The Central Bank of Nigeria (CBN) has for the third straight Monetary Policy Meeting (MPC) retained the benchmark interest rate at 27.50 percent.
The apex bank last adjusted the MPR in March 2025, raising it from 24.75 per cent to 27.5 per cent.
Rising from the July, 2025 Monetary Policy Committee (MPC), the CBN Governor Olayemi Cardoso announced that members voted unanimously to retain the MPR at 27.50 percent; retain the Cash Reserve Ratio (CRR) at 50 percent for Deposit Money Banks and 16 percent for Merchant Banks.
The Committee also retained the Liquidity Ratio (LR) at 30 percent and the Asymmetric Corridor at +500/-100 basis points around the MPR.
Economic experts say the CBN in its decision is striving to rein in on inflation, slow down spending, encourage saving, and keep the naira stable.
The Governor said the committee’s decision reflects the ongoing efforts to strike a balance between sustaining monetary tightening to combat inflation and ensure that interest rate stability does not stifle economic growth.
The MPC, he added, acknowledged recent government efforts to improve national security, particularly as it relates to food security.
The Monetary Policy Rate is the benchmark interest rate that guides lending rates in the financial system and serves as a primary tool in managing inflation.
CONSIDERATIONS
The Committee acknowledged the decline in headline inflation in June 2025, the third consecutive month of deceleration. This was largely driven by the moderation in energy prices and stability in the foreign exchange market. Despite these positive developments, Members observed the uptick in month-on-month headline inflation, suggesting the persistence of underlying price pressures. The continued global uncertainties associated with the tariff wars and geopolitical tensions could further
exacerbate supply chain disruption and exert pressure on the prices of imported
items.
Members also noted the continued stability in the banking system, evidenced by the stable Financial Soundness Indicators (FSIs) which would further be supported by the on-going banking recapitalisation exercise. The MPC noted that eight (8) banks have fully met the recapitalisation requirements, while others are making progress towards meeting the deadline. The Committee thus, urged the Management of the Bank to sustain its oversight of the banking system to ensure continued resilience, safety and soundness of the financial system.

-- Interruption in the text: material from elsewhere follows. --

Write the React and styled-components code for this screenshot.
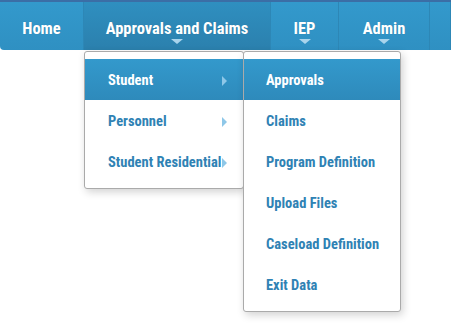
import React from "react"
import styled, { createGlobalStyle } from "styled-components"

const GlobalStyle = createGlobalStyle`
  body {
    margin: 0;
    background: #ffffff;
    font-family: Roboto, "Liberation Sans", Arial, sans-serif;
    font-stretch: condensed;
  }
`;

const Page = styled.div`
  width: 451px;
  height: 331px;
  border-top: 2px solid #3b6ea6;
  box-sizing: border-box;
  overflow: hidden;
`;

const Nav = styled.ul`
  display: flex;
  margin: 0;
  padding: 0;
  list-style: none;
  height: 48px;
  background: linear-gradient(#3399cc, #2f90c2);
  border-bottom-left-radius: 4px;
`;

const NavItem = styled.li`
  position: relative;
  display: flex;
  flex-direction: column;
  align-items: center;
  padding-top: 17px;
  width: ${p => p.$w}px;
  box-sizing: border-box;
  border-right: 1px solid #2d87b6;
  background: ${p => p.$active ? "linear-gradient(#2f8fc0, #2b80ad)" : "transparent"};
  color: #ffffff;
  font-weight: bold;
  font-size: 16.5px;
  text-shadow: 0 0 1px rgba(0, 0, 0, 0.15);
`;

const NavLabel = styled.span`
  display: block;
  line-height: 20px;
  height: 20px;
`;

const Caret = styled.span`
  width: 0;
  height: 0;
  border-left: 6px solid transparent;
  border-right: 6px solid transparent;
  border-top: 5px solid #a9d4ec;
  visibility: ${p => p.$hidden ? "hidden" : "visible"};
`;

const Menu = styled.ul`
  position: absolute;
  top: 49px;
  left: ${p => p.$left}px;
  width: ${p => p.$w}px;
  margin: 0;
  padding: 7px 0 6px;
  list-style: none;
  background: #ffffff;
  border: 1px solid #aaaaaa;
  border-radius: 3px;
  box-sizing: border-box;
  box-shadow: 2px 3px 8px rgba(0, 0, 0, 0.18);
  text-align: left;
  z-index: ${p => p.$z};
`;

const MenuItem = styled.li`
  display: flex;
  align-items: center;
  height: 41px;
  box-sizing: border-box;
  padding: 2px 16px 0 ${p => p.$pad}px;
  font-size: 14.5px;
  font-weight: bold;
  white-space: nowrap;
  color: ${p => p.$active ? "#ffffff" : "#2f82b4"};
  background: ${p => p.$active ? "linear-gradient(#3399cc, #2e8abb)" : "transparent"};
  text-shadow: none;
`;

const SubArrow = styled.span`
  margin-left: auto;
  flex-shrink: 0;
  width: 0;
  height: 0;
  border-top: 5px solid transparent;
  border-bottom: 5px solid transparent;
  border-left: 5px solid #8ec7e8;
`;

const navItems = [
  { label: "Home", w: 84 },
  { label: "Approvals and Claims", w: 187, active: true, caret: true },
  { label: "IEP", w: 68, caret: true },
  { label: "Admin", w: 91, caret: true },
  { label: "", w: 21 },
];

const studentMenu = [
  { label: "Student", active: true },
  { label: "Personnel" },
  { label: "Student Residential" },
];

const subMenu = [
  "Approvals",
  "Claims",
  "Program Definition",
  "Upload Files",
  "Caseload Definition",
  "Exit Data",
];

const App = () => (
  <Page>
    <GlobalStyle />
    <Nav>
      {navItems.map((item, i) => (
        <NavItem key={i} $w={item.w} $active={item.active}>
          <NavLabel>{item.label}</NavLabel>
          <Caret $hidden={!item.caret} />
          {item.active && (
            <>
              <Menu $left={0} $w={160} $z={2}>
                {studentMenu.map(m => (
                  <MenuItem key={m.label} $active={m.active} $pad={23}>
                    {m.label}
                    <SubArrow />
                  </MenuItem>
                ))}
              </Menu>
              <Menu $left={159} $w={158} $z={3}>
                {subMenu.map((m, j) => (
                  <MenuItem key={m} $active={j === 0} $pad={22}>
                    {m}
                  </MenuItem>
                ))}
              </Menu>
            </>
          )}
        </NavItem>
      ))}
    </Nav>
  </Page>
)

export default App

Price and Other Domestic Developments Headline inflation (year-on-year) declined to 22.22 per cent in June 2025 from 22.97 per cent in May, primarily driven by the moderation in energy prices, especially cooking gas, wood charcoal and diesel. Food inflation (year-on-year), however, rose to 21.97 per cent in June 2025 from 21.14 per cent in May, attributed mainly to the
increase in the cost of processed food.
Core inflation, that is, all items less farm produce and energy, also increased to 22.76 per cent in June 2025 from 22.28 per cent in May, reflecting an uptick in the cost of Information & Communication, Housing & Utilities, and Personal Care & Social Services.
On a month-on-month basis, headline inflation rose to 1.68 per cent from 1.53 per cent, largely due to increases in the price of services and imported food.
The Committee acknowledged the efforts of the Federal Government in improving security and its impact on food production. Members thus urged the government to continue its support towards timely provision of high-yield seedlings, fertilizers, and other critical inputs for the current farming season. The MPC also noted the sustained stability in the foreign exchange market, accentuated by improved capital flows, earnings from increased crude oil production, rising non-oil exports and significant reduction in aggregate imports.
Real GDP in the first quarter of 2025 grew by 3.13 per cent compared with 2.27 and 3.38 per cent in the corresponding and preceding quarters of 2024, respectively. In addition, recent data on the Purchasing Managers Index indicates that the Nigerian economy remains on an expansionary path.
The external sector also remains stable and resilient despite persisting uncertainties in the global macroeconomic environment. Gross external reserves rose to US$40.11 billion on July 18, 2025,
representing about 9.5 months of import cover for goods.
Global Developments
Available projections suggest that global output recovery continues at a gradual pace.
However, recent developments, especially the persistent tariff war and geopolitical tensions, may continue to disrupt supply chains and exert upward pressure on the prices of imports.
Disinflation in the Advanced Economies has slowed, prompting major central banks to be cautious of upside risks to inflation. In the Emerging Markets, central banks continue to calibrate monetary policy to their domestic conditions, noting the persisting risks to inflationary pressures.
Outlook
Staff projections indicate a further decline in inflation in the coming months, underpinned by the current tight monetary policy stance, stable exchange rate, declining PMS prices, and moderation in food prices as the harvest season approaches. Given the persistent uncertainty in the policy environment and underlying price pressures, monetary policy will need to maintain its current stance until risks to inflation recede sufficiently. The Committee remains committed to the Bank’s price stability mandate and would take appropriate measures to foster stability and confidence in the economy.